Future Supernovae observations as a probe of dark energy
Jochen Weller, Andreas Albrecht
TL;DR
The paper assesses how future Type Ia SN data, especially from the SNAP mission, can constrain dark energy by advocating a direct parameterization of the equation of state $w_{\phi}(z)$ and by comparing fitting approaches for the luminosity-distance relation. It evaluates a variety of scalar-field dark energy models, showing SNAP could distinguish many of them from ΛCDM, particularly when aided by external $Ω_m$ priors and controlled systematics. Through simulations and fit-quality analyses, the authors find that a linear $w_{\phi}$ expansion (with fixed $Ω_m$) often provides the best balance between bias and variance, though model oscillations can challenge reconstruction. The study also investigates how experimental design, priors, and curvature affect the ability to detect evolution in $w_{\phi}$, concluding that SNAP offers a powerful probe of dark energy with complementary probes potentially enhancing the results.
Abstract
We study the potential impact of improved future supernovae data on our understanding of the dark energy problem. We carefully examine the relative utility of different fitting functions that can be used to parameterize the dark energy models, and provide concrete reasons why a particular choice (based on a parameterization of the equation of state) is better in almost all cases.
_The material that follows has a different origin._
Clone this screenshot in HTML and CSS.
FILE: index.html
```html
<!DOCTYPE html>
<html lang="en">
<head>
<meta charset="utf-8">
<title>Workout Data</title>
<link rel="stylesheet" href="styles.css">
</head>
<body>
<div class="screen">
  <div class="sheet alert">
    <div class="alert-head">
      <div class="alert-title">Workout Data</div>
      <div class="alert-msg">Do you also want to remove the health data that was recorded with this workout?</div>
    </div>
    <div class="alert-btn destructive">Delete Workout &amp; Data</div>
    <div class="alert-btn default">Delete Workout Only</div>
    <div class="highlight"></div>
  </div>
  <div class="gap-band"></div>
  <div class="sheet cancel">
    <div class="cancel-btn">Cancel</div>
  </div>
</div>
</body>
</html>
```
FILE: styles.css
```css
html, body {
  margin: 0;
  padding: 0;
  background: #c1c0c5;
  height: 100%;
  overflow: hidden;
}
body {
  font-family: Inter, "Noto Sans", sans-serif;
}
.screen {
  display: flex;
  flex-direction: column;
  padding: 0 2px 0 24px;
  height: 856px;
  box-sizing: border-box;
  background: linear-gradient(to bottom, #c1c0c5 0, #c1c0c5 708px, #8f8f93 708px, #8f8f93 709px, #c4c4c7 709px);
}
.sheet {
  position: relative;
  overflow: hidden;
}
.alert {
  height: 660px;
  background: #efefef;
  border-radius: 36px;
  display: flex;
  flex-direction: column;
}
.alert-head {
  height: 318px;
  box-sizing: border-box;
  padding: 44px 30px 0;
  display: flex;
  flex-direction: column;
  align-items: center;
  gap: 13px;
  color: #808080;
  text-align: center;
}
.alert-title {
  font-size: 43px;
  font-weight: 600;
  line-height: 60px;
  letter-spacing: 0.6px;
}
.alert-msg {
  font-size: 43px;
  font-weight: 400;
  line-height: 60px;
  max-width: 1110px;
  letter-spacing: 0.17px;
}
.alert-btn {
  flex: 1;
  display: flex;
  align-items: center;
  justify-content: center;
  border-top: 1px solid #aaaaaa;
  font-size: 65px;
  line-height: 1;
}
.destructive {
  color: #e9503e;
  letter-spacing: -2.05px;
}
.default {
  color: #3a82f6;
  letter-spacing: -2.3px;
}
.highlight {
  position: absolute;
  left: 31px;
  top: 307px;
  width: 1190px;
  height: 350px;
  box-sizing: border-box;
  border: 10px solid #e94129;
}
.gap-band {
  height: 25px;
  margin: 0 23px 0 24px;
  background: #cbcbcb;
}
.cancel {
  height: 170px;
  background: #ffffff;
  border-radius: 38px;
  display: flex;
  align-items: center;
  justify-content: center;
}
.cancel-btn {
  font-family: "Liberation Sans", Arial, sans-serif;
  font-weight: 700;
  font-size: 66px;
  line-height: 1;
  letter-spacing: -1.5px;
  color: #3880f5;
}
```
We discuss the details of a representative sample of dark energy models and show how future supernova observations could distinguish among these. As a specific example, we consider the proposed ``SNAP'' satellite which is planned to observe around 2000 supernovae. We show how a SNAP-class data set taken alone would be a powerful discriminator among a family of models that would be approximated by a constant equation of state for the most recent epoch of cosmic expansion. We show how this family includes most of the dark energy models proposed so far. We then show how an independent measurement of $Ω_{\rm m}$ can allow SNAP to probe the evolution of the equation of state as well, allowing further discrimination among a larger class of proposed dark energy models. We study the impact of the satellite design parameters on this method to distinguish the models and compare SNAP to alternative measurements. We establish that if we exploit the full precision of SNAP it provides a very powerful probe.